*PROVIDED MATERIAL:*

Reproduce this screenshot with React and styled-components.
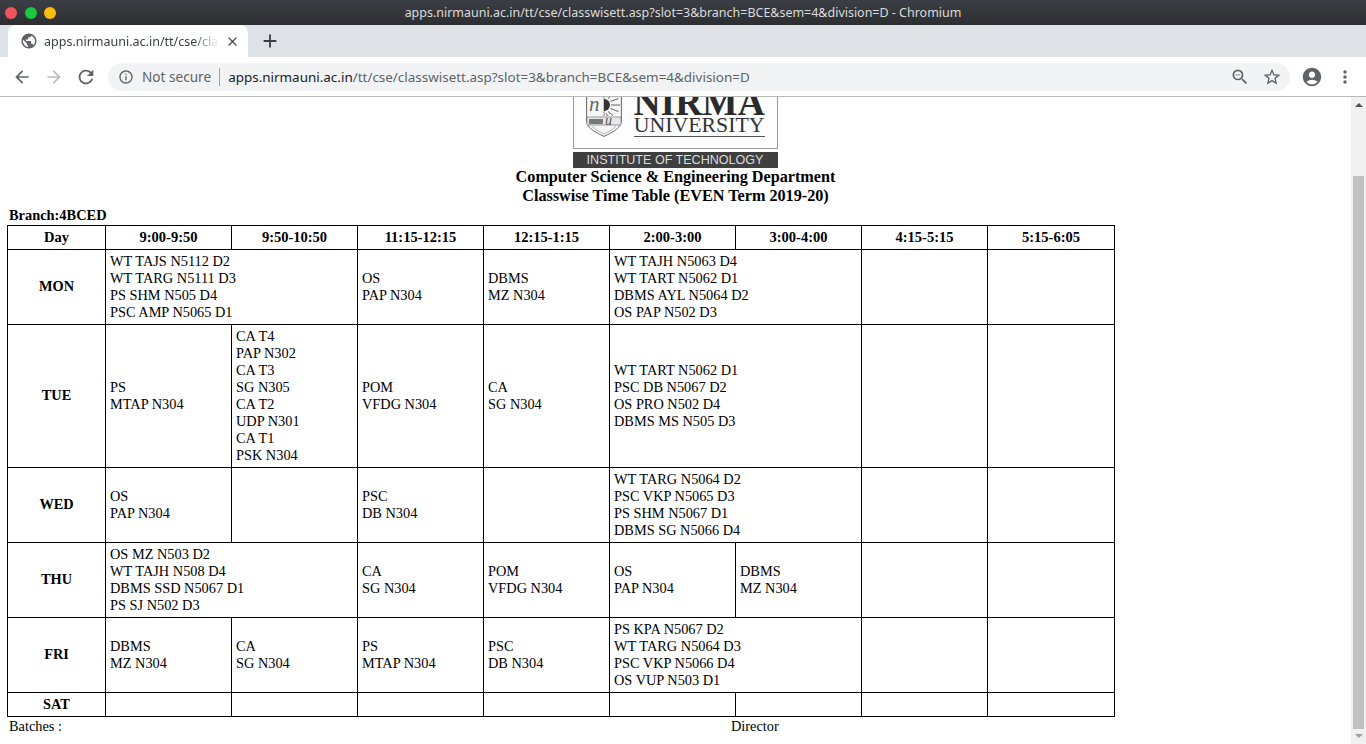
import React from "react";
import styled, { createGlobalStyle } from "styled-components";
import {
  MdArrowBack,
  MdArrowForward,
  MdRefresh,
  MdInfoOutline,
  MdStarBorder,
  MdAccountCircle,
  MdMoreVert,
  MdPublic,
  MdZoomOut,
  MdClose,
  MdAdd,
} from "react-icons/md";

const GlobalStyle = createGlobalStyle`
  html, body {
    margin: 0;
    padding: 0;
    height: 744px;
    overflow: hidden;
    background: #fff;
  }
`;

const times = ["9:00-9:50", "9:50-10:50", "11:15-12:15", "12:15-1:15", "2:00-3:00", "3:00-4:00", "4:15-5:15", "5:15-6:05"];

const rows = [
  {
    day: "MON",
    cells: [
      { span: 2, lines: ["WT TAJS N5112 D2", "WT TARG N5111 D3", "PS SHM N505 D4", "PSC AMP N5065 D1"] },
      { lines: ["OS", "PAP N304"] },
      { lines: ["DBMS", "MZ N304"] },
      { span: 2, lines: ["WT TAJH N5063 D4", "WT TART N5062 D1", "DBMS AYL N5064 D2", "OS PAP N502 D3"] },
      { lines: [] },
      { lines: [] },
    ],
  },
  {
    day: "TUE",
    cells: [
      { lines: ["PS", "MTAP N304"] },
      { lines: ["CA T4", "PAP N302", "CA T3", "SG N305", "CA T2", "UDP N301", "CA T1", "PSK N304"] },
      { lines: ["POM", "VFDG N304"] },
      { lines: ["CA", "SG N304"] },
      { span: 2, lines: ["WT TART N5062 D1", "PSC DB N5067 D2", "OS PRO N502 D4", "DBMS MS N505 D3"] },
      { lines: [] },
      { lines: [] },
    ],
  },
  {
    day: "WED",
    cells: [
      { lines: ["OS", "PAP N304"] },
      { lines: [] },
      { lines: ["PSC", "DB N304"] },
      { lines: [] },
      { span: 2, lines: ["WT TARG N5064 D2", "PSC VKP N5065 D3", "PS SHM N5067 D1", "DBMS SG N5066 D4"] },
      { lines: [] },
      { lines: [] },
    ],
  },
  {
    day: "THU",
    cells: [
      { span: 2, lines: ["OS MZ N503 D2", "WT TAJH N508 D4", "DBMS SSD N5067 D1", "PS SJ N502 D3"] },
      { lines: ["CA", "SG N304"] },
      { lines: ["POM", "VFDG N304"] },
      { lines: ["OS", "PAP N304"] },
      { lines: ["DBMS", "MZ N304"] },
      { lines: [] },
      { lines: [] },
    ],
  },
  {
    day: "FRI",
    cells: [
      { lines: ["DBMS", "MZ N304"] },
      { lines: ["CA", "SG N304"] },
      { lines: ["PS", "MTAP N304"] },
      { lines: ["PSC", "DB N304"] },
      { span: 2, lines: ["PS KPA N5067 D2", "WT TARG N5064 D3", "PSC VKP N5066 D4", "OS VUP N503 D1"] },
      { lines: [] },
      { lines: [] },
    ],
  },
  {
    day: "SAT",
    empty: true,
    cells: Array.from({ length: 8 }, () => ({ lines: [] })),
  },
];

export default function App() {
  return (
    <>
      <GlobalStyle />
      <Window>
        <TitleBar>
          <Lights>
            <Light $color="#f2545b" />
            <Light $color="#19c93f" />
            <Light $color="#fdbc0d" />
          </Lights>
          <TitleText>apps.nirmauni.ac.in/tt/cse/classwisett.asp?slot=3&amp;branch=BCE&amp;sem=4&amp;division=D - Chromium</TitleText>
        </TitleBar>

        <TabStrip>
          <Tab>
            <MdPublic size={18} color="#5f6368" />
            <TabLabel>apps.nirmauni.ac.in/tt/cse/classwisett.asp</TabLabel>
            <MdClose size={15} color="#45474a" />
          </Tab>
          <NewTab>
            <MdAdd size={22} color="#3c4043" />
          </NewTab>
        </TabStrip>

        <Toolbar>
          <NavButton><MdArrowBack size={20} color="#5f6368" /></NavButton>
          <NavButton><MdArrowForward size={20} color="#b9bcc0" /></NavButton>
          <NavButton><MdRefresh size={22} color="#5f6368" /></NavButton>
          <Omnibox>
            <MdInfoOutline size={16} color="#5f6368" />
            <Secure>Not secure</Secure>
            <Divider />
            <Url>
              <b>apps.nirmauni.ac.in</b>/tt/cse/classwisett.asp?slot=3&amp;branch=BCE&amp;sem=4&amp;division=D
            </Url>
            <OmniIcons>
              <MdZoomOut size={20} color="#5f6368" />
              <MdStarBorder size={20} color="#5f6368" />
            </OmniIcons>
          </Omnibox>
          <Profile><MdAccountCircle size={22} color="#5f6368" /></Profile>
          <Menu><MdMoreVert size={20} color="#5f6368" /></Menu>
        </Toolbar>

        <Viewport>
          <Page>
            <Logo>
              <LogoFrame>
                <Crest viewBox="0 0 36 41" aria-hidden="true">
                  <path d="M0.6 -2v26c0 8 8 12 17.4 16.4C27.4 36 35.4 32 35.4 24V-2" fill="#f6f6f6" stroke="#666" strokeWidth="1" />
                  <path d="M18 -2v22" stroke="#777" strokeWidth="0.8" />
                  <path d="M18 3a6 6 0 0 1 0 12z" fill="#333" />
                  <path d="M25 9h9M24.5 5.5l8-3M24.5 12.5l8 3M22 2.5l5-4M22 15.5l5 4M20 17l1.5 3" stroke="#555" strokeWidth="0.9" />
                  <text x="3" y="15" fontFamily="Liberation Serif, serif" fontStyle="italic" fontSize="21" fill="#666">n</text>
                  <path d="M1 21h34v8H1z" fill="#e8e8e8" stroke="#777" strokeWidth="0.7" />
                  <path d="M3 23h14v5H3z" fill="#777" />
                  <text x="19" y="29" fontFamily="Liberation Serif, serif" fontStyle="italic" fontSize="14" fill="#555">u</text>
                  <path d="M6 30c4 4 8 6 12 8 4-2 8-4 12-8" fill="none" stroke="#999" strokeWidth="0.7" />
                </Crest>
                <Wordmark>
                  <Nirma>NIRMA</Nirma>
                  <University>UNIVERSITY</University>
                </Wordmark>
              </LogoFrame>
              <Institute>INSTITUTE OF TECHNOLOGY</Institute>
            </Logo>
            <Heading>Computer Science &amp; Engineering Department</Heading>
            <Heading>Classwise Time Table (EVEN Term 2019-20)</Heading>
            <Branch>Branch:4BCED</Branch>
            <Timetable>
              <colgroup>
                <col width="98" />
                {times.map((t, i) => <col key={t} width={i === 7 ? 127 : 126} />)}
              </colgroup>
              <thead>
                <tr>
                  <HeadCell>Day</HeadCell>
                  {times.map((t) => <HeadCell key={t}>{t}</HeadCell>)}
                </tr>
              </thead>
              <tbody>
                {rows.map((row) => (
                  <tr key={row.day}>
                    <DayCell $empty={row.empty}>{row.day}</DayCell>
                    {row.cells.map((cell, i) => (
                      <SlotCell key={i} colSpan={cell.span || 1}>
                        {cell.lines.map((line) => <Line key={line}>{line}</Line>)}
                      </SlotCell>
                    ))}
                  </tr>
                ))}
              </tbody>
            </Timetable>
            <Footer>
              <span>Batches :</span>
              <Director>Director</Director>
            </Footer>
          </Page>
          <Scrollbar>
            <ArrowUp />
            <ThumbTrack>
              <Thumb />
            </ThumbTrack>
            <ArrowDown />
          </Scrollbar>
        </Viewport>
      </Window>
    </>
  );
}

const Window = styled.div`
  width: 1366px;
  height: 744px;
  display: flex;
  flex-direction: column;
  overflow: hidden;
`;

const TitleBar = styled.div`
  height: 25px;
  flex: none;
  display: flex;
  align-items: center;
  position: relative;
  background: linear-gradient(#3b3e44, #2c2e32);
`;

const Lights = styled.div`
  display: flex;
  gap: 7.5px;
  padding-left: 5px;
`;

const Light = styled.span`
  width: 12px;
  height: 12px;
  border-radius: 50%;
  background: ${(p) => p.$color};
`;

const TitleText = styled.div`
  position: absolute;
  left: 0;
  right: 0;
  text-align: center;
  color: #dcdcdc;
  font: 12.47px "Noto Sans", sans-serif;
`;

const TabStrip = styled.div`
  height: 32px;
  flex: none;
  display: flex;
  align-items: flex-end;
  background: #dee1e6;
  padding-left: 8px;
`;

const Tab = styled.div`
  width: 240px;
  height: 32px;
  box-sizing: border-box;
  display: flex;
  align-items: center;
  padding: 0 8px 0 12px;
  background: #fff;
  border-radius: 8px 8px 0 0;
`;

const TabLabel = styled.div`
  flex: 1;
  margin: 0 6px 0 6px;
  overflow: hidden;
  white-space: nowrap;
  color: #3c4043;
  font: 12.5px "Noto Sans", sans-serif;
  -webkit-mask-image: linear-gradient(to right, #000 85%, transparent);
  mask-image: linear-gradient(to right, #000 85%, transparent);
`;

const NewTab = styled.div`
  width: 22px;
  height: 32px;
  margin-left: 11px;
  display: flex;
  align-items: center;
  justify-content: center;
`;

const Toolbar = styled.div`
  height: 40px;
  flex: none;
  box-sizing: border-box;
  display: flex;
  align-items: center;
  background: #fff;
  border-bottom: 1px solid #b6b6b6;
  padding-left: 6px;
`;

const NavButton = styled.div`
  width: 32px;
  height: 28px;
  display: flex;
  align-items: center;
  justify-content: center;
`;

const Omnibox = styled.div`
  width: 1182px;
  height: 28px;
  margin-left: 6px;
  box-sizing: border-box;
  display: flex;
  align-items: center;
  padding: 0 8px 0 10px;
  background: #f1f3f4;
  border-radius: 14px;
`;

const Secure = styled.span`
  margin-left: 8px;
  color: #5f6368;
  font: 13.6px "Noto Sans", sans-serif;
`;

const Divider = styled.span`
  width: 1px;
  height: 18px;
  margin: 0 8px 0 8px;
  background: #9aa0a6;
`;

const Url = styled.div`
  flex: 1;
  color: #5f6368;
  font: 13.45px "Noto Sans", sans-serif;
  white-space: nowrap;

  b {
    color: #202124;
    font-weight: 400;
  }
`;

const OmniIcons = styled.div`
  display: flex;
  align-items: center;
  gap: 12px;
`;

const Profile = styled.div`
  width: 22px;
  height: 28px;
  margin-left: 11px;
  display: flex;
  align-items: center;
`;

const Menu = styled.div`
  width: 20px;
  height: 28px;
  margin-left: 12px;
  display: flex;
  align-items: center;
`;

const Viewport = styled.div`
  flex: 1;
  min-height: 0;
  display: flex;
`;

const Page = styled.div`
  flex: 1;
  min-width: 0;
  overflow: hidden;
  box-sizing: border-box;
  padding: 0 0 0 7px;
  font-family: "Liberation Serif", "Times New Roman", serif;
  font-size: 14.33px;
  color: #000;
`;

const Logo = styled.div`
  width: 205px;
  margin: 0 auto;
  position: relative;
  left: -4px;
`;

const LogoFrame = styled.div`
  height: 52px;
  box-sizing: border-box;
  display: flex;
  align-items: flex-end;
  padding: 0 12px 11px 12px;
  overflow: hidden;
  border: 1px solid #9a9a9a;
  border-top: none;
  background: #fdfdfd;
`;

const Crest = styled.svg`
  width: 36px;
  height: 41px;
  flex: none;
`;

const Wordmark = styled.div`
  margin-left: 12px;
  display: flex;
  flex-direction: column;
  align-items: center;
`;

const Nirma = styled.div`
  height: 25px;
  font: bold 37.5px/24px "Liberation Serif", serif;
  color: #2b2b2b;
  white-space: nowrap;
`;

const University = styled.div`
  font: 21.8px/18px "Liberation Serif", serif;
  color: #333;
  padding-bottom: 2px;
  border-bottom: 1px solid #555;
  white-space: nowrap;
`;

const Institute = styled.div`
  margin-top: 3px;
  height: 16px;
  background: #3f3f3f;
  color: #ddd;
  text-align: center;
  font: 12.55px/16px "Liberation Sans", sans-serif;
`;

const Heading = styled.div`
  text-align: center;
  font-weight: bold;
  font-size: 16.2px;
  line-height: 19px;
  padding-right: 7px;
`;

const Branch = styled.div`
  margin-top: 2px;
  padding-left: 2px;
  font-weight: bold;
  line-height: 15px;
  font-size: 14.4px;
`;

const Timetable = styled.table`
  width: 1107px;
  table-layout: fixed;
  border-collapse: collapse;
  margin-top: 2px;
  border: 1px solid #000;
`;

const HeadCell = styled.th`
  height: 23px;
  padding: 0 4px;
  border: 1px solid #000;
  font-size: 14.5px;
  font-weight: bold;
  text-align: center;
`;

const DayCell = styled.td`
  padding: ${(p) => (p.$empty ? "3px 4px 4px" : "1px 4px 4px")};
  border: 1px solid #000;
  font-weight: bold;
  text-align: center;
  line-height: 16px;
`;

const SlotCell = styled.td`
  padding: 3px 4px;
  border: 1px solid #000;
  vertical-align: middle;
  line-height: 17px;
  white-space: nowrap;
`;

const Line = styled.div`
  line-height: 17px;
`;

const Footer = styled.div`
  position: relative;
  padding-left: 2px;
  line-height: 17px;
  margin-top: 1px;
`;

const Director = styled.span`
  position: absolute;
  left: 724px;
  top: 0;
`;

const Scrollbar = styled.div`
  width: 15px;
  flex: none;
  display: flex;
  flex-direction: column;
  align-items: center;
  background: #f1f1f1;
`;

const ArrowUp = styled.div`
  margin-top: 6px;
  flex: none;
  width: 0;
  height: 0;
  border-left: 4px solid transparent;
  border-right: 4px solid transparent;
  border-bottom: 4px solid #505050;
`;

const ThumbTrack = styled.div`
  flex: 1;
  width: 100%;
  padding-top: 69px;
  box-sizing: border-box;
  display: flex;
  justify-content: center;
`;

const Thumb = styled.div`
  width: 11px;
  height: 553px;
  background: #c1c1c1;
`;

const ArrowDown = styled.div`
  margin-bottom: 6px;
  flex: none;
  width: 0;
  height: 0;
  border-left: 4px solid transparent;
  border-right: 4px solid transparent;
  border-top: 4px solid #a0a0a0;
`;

*EXERCISE:*
Search the data for the word "components" and copy each line where it appears.

*SOLUTION:*
Reproduce this screenshot with React and styled-components.
import styled, { createGlobalStyle } from "styled-components";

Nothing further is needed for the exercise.